What you are asked to do —
Below are some records; retype all of them exactly.

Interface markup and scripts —

_ _ _ _ _

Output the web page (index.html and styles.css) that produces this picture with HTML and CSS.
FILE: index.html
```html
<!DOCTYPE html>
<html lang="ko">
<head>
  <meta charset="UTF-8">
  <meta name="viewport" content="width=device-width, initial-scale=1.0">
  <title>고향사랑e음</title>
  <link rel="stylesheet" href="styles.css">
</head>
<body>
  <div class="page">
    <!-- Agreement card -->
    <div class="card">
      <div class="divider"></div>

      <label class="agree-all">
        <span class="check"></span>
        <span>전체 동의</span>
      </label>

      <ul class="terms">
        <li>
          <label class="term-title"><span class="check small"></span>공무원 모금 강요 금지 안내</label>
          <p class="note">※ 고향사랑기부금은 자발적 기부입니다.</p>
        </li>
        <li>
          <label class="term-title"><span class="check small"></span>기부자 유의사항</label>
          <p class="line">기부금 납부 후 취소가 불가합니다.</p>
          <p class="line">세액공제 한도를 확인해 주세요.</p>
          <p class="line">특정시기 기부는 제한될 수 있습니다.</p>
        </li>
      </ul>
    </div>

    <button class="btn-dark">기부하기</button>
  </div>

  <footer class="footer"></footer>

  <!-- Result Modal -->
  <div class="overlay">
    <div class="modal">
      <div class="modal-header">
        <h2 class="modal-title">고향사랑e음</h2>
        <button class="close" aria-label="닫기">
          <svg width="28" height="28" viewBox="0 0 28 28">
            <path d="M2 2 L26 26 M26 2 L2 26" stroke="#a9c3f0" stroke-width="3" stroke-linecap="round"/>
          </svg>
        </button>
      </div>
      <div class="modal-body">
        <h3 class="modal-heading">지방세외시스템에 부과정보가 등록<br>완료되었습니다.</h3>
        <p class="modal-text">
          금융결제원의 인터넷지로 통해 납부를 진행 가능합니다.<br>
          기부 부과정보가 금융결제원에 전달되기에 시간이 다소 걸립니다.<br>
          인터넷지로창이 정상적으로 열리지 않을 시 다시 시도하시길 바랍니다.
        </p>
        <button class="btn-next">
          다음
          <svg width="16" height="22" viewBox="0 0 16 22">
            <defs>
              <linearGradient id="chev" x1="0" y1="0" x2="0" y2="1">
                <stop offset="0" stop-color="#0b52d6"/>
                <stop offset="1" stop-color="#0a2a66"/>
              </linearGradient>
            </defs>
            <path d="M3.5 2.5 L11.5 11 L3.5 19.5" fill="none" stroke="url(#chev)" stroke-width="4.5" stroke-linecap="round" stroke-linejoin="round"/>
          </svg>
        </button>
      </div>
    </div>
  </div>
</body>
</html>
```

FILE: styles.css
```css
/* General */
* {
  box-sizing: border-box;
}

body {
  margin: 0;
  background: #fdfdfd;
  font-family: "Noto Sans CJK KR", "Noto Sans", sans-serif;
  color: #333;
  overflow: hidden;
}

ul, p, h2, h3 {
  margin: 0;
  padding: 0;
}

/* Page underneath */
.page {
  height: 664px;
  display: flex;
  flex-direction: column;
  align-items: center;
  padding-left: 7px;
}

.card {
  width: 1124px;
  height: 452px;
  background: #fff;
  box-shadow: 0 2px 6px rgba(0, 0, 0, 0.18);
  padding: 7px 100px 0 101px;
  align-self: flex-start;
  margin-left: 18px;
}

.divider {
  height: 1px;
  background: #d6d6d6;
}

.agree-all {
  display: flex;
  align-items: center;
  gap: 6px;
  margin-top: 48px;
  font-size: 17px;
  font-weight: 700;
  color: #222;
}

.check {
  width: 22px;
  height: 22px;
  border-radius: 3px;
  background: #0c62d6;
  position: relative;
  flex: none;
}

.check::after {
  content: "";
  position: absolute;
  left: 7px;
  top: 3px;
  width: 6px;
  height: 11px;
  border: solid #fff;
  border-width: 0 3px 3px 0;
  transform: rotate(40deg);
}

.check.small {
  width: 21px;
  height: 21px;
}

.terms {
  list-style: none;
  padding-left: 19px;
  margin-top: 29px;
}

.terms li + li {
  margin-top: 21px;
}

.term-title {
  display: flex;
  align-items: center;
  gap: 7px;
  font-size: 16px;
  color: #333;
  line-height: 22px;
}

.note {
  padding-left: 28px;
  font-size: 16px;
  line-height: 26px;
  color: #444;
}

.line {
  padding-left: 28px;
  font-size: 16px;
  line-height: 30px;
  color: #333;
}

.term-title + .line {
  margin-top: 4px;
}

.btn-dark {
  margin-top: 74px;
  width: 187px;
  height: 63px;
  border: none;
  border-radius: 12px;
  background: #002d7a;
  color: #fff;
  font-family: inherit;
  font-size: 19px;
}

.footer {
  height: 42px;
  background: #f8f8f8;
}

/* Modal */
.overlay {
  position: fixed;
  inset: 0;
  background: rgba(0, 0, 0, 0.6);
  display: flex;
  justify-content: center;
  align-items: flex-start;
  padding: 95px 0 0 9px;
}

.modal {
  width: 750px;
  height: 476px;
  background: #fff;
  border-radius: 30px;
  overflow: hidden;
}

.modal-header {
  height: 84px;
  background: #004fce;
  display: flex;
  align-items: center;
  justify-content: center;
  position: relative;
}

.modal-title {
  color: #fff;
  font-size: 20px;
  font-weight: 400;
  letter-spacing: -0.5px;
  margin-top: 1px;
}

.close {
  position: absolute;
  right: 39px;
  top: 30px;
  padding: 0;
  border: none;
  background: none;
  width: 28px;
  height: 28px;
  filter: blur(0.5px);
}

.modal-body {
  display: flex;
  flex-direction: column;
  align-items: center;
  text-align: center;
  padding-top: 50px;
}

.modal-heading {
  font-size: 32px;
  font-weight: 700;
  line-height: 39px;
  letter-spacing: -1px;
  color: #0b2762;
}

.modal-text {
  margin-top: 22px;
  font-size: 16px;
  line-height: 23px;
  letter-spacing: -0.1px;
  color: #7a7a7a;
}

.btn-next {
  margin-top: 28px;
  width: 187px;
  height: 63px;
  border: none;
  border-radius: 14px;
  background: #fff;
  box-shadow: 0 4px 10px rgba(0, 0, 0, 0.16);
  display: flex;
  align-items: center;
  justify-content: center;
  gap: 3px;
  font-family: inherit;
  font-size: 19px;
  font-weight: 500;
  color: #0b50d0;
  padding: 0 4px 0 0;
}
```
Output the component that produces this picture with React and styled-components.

_ _ _ _ _

Output of the exercise —
Output the web page (index.html and styles.css) that produces this picture with HTML and CSS.
FILE: index.html
```html
<!DOCTYPE html>
<html lang="ko">
<head>
  <meta charset="UTF-8">
  <meta name="viewport" content="width=device-width, initial-scale=1.0">
  <title>고향사랑e음</title>
  <link rel="stylesheet" href="styles.css">
</head>
<body>
  <div class="page">
    <!-- Agreement card -->
    <div class="card">
      <div class="divider"></div>

      <label class="agree-all">
        <span class="check"></span>
        <span>전체 동의</span>
      </label>

      <ul class="terms">
        <li>
          <label class="term-title"><span class="check small"></span>공무원 모금 강요 금지 안내</label>
          <p class="note">※ 고향사랑기부금은 자발적 기부입니다.</p>
        </li>
        <li>
          <label class="term-title"><span class="check small"></span>기부자 유의사항</label>
          <p class="line">기부금 납부 후 취소가 불가합니다.</p>
          <p class="line">세액공제 한도를 확인해 주세요.</p>
          <p class="line">특정시기 기부는 제한될 수 있습니다.</p>
        </li>
      </ul>
    </div>

    <button class="btn-dark">기부하기</button>
  </div>

  <footer class="footer"></footer>

  <!-- Result Modal -->
  <div class="overlay">
    <div class="modal">
      <div class="modal-header">
        <h2 class="modal-title">고향사랑e음</h2>
        <button class="close" aria-label="닫기">
          <svg width="28" height="28" viewBox="0 0 28 28">
            <path d="M2 2 L26 26 M26 2 L2 26" stroke="#a9c3f0" stroke-width="3" stroke-linecap="round"/>
          </svg>
        </button>
      </div>
      <div class="modal-body">
        <h3 class="modal-heading">지방세외시스템에 부과정보가 등록<br>완료되었습니다.</h3>
        <p class="modal-text">
          금융결제원의 인터넷지로 통해 납부를 진행 가능합니다.<br>
          기부 부과정보가 금융결제원에 전달되기에 시간이 다소 걸립니다.<br>
          인터넷지로창이 정상적으로 열리지 않을 시 다시 시도하시길 바랍니다.
        </p>
        <button class="btn-next">
          다음
          <svg width="16" height="22" viewBox="0 0 16 22">
            <defs>
              <linearGradient id="chev" x1="0" y1="0" x2="0" y2="1">
                <stop offset="0" stop-color="#0b52d6"/>
                <stop offset="1" stop-color="#0a2a66"/>
              </linearGradient>
            </defs>
            <path d="M3.5 2.5 L11.5 11 L3.5 19.5" fill="none" stroke="url(#chev)" stroke-width="4.5" stroke-linecap="round" stroke-linejoin="round"/>
          </svg>
        </button>
      </div>
    </div>
  </div>
</body>
</html>
```

FILE: styles.css
```css
/* General */
* {
  box-sizing: border-box;
}

body {
  margin: 0;
  background: #fdfdfd;
  font-family: "Noto Sans CJK KR", "Noto Sans", sans-serif;
  color: #333;
  overflow: hidden;
}

ul, p, h2, h3 {
  margin: 0;
  padding: 0;
}

/* Page underneath */
.page {
  height: 664px;
  display: flex;
  flex-direction: column;
  align-items: center;
  padding-left: 7px;
}

.card {
  width: 1124px;
  height: 452px;
  background: #fff;
  box-shadow: 0 2px 6px rgba(0, 0, 0, 0.18);
  padding: 7px 100px 0 101px;
  align-self: flex-start;
  margin-left: 18px;
}

.divider {
  height: 1px;
  background: #d6d6d6;
}

.agree-all {
  display: flex;
  align-items: center;
  gap: 6px;
  margin-top: 48px;
  font-size: 17px;
  font-weight: 700;
  color: #222;
}

.check {
  width: 22px;
  height: 22px;
  border-radius: 3px;
  background: #0c62d6;
  position: relative;
  flex: none;
}

.check::after {
  content: "";
  position: absolute;
  left: 7px;
  top: 3px;
  width: 6px;
  height: 11px;
  border: solid #fff;
  border-width: 0 3px 3px 0;
  transform: rotate(40deg);
}

.check.small {
  width: 21px;
  height: 21px;
}

.terms {
  list-style: none;
  padding-left: 19px;
  margin-top: 29px;
}

.terms li + li {
  margin-top: 21px;
}

.term-title {
  display: flex;
  align-items: center;
  gap: 7px;
  font-size: 16px;
  color: #333;
  line-height: 22px;
}

.note {
  padding-left: 28px;
  font-size: 16px;
  line-height: 26px;
  color: #444;
}

.line {
  padding-left: 28px;
  font-size: 16px;
  line-height: 30px;
  color: #333;
}

.term-title + .line {
  margin-top: 4px;
}

.btn-dark {
  margin-top: 74px;
  width: 187px;
  height: 63px;
  border: none;
  border-radius: 12px;
  background: #002d7a;
  color: #fff;
  font-family: inherit;
  font-size: 19px;
}

.footer {
  height: 42px;
  background: #f8f8f8;
}

/* Modal */
.overlay {
  position: fixed;
  inset: 0;
  background: rgba(0, 0, 0, 0.6);
  display: flex;
  justify-content: center;
  align-items: flex-start;
  padding: 95px 0 0 9px;
}

.modal {
  width: 750px;
  height: 476px;
  background: #fff;
  border-radius: 30px;
  overflow: hidden;
}

.modal-header {
  height: 84px;
  background: #004fce;
  display: flex;
  align-items: center;
  justify-content: center;
  position: relative;
}

.modal-title {
  color: #fff;
  font-size: 20px;
  font-weight: 400;
  letter-spacing: -0.5px;
  margin-top: 1px;
}

.close {
  position: absolute;
  right: 39px;
  top: 30px;
  padding: 0;
  border: none;
  background: none;
  width: 28px;
  height: 28px;
  filter: blur(0.5px);
}

.modal-body {
  display: flex;
  flex-direction: column;
  align-items: center;
  text-align: center;
  padding-top: 50px;
}

.modal-heading {
  font-size: 32px;
  font-weight: 700;
  line-height: 39px;
  letter-spacing: -1px;
  color: #0b2762;
}

.modal-text {
  margin-top: 22px;
  font-size: 16px;
  line-height: 23px;
  letter-spacing: -0.1px;
  color: #7a7a7a;
}

.btn-next {
  margin-top: 28px;
  width: 187px;
  height: 63px;
  border: none;
  border-radius: 14px;
  background: #fff;
  box-shadow: 0 4px 10px rgba(0, 0, 0, 0.16);
  display: flex;
  align-items: center;
  justify-content: center;
  gap: 3px;
  font-family: inherit;
  font-size: 19px;
  font-weight: 500;
  color: #0b50d0;
  padding: 0 4px 0 0;
}
```
Output the component that produces this picture with React and styled-components.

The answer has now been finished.